The country is suffering larger and more frequent wildfires, storms are damaging infrastructure and causing power outages and fuel-price spikes, and relief aid for Superstorm Sandy alone cost the federal government over $60 billion:
2011 and 2012 were the two most extreme years on record for destructive weather events. A record 14 weather disasters occurred in 2011, sustaining more than $1 billion each in economic losses for a total of $60.6 billion. Last year brought 11 weather disasters that each cost $1 billion or more; while the total economic loss has not been determined, experts say the dollar figure is almost certain to exceed 2011’s. Meanwhile, the insurance industry estimates that its losses from 2012’s natural disasters will total $58 billion—more than double the average yearly losses of $27 billion from 2000 to 2011.
Alternating droughts and floods have even disrupted shipping traffic on the Mississippi River, and lowered water levels on the Great Lakes have raised shipping companies’ costs by an average of up to 22 percent.
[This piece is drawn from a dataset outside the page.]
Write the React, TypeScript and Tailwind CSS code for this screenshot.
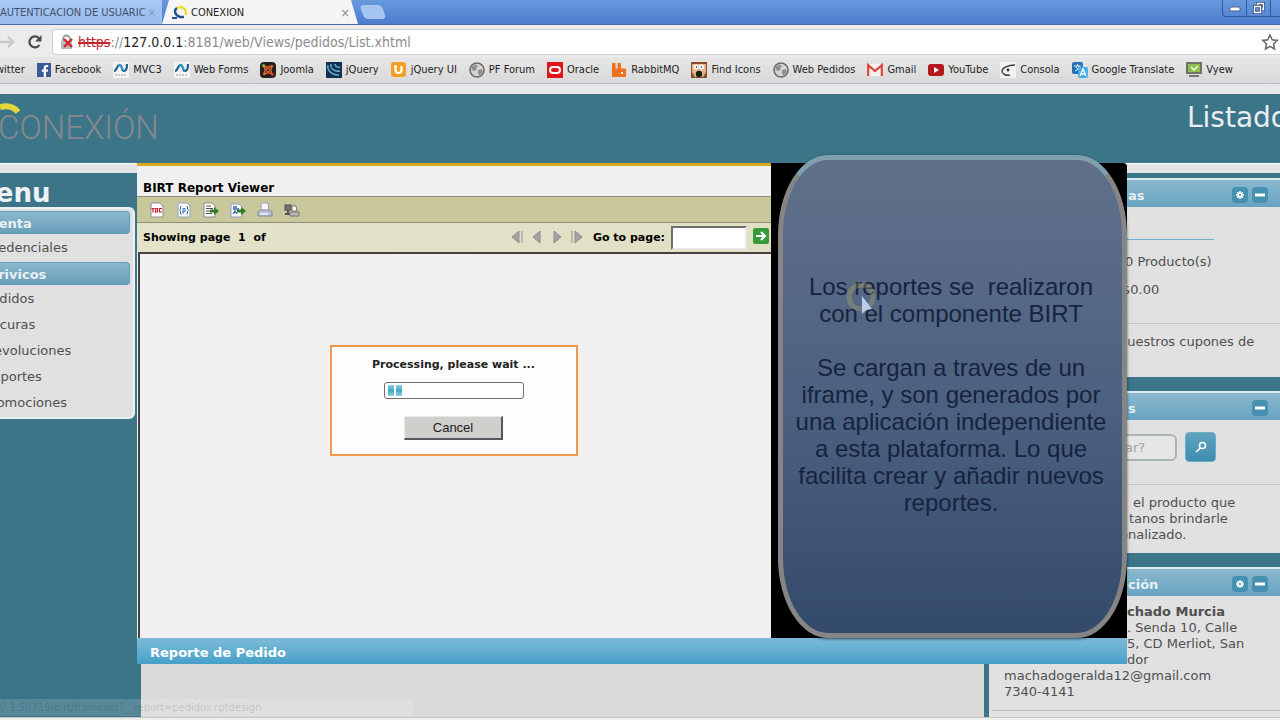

Ocean Acidification And The Marine Industries
The Earth’s oceans naturally absorb carbon dioxide, so as human carbon-emitting activities have increased carbon levels in the oceans have increased dramatically. That leads to more acidic water, threatening marine ecosystems around the globe as well as the various industries that depend on them. Davenport’s microcosm for this crisis is the Whiskey Creek Shellfish Hatchery in Oregon, which saw its oyster larvae production collapse from 7 to 10 billion down to 2.5 billion in 2008, part of an oyster crash that hit both U.S. coasts. But the ocean acidification problem reaches across the planet:
In the South Pacific, it’s eating away at coral reefs. The water is also slowly destroying microscopic shellfish called pteropods, a staple of Pacific salmon’s diet. New studies show that, eventually, the heavily acidic waters could deprive salmon of this essential food source, triggering a breakdown in a crucial food chain and a major industry.
The Effects Of Water Shortages
As precipitation becomes less reliable, snow packs melt earlier, river flows drop and glaciers continue to recede, fresh water is becoming harder and harder to come by both in American and around the globe, threatening both economic and political instability. The United Nations is projecting that by 2025, 1.8 billion people will live in regions with severe water scarcity, and two-thirds of the world’s population could be living under water-stressed conditions. The need to secure fresh water supplies is actually driving intensifying conflicts between various U.S. states, as Colorado, Nebraska, Kansas, Texas, Oklahoma, and New Mexico are entangled in a series of suits over access to river water.
As Davenport points out, one of the biggest ironies of this situation is that many of the biggest carbon emitters in the power generation industries require copious amounts of water to operate, so they’re feeling especially pinched by the shortages:
A typical coal-fired power plant can consume up to 11 million gallons of water to operate each day. During the 2011 drought in Texas, water shortages threatened more than 3,000 megawatts of generating capacity, enough power to supply over a million homes. At the same time, electricity demand spiked as people cranked up air conditioners against the sweltering heat. Production prices shot up to $3,000 per megawatt-hour—more than three times the amount that generators are allowed to charge their customers.
According to figures from the International Energy Agency, water consumption by the energy industries will double from 66 billion cubic meters now to 135 by 2035, with most of the growth driven by coal-fired power.
And just to drive home the point outside of the energy world, lost of businesses that make various products require water, including major beverage producers: Coca-Cola actually lost an operating license in India in 2004 due to water shortage.
Flooding And Sea-Level Rise
We already have evidence that, due to global warming, sea levels may be rising up to 60 percent faster than predicted in the IPCC’s report, and the United States may already be in for an ultimate increase (many centuries from now) of 69 feet. In line with that finding, Davenport also points out a 2012 study by the U.S. Geological Survey, which found that sea levels along the East Coast will rise 3 to 4 times faster than the global average. “Over the past century, the planet’s sea levels have risen about 8 inches,” she reports. “Globally, scientists now project sea levels to rise another 1 to 4 feet by the end of this century.”
The U.S. Geological Survey study singled out Norfolk, Virginia as an American city particularly vulnerable to flooding and climate change. Floods have repeatedly damaged businesses in the community over the last few years, and future economic impacts to the community are estimated to run as high as $25 billion.
Tragically, Virginia’s state government has been a hotbed of climate denialism. The state’s Republican governor, Bob McDonnell, spiked a climate-change action plan proposed under his Democratic predecessor, Tim Kaine, and has aggressively lobbied for expanded oil drilling. McDonnell’s probably successor, GOP Attorney General Ken Cuccinelli, has attempted to discredit climate scientist Michael Mann, has worked against the Environmental Protection Agency’s attempts to regulate greenhouse gases, and even tried to block studies of the effects of to sea level rise.
As Davenport points out, this gives Virginia a dual significance: The state’s fate not only demonstrates the very real costs of climate change to human lives and prosperity, but also the political foolishness that’s rendering the arrival of those costs all the more certain.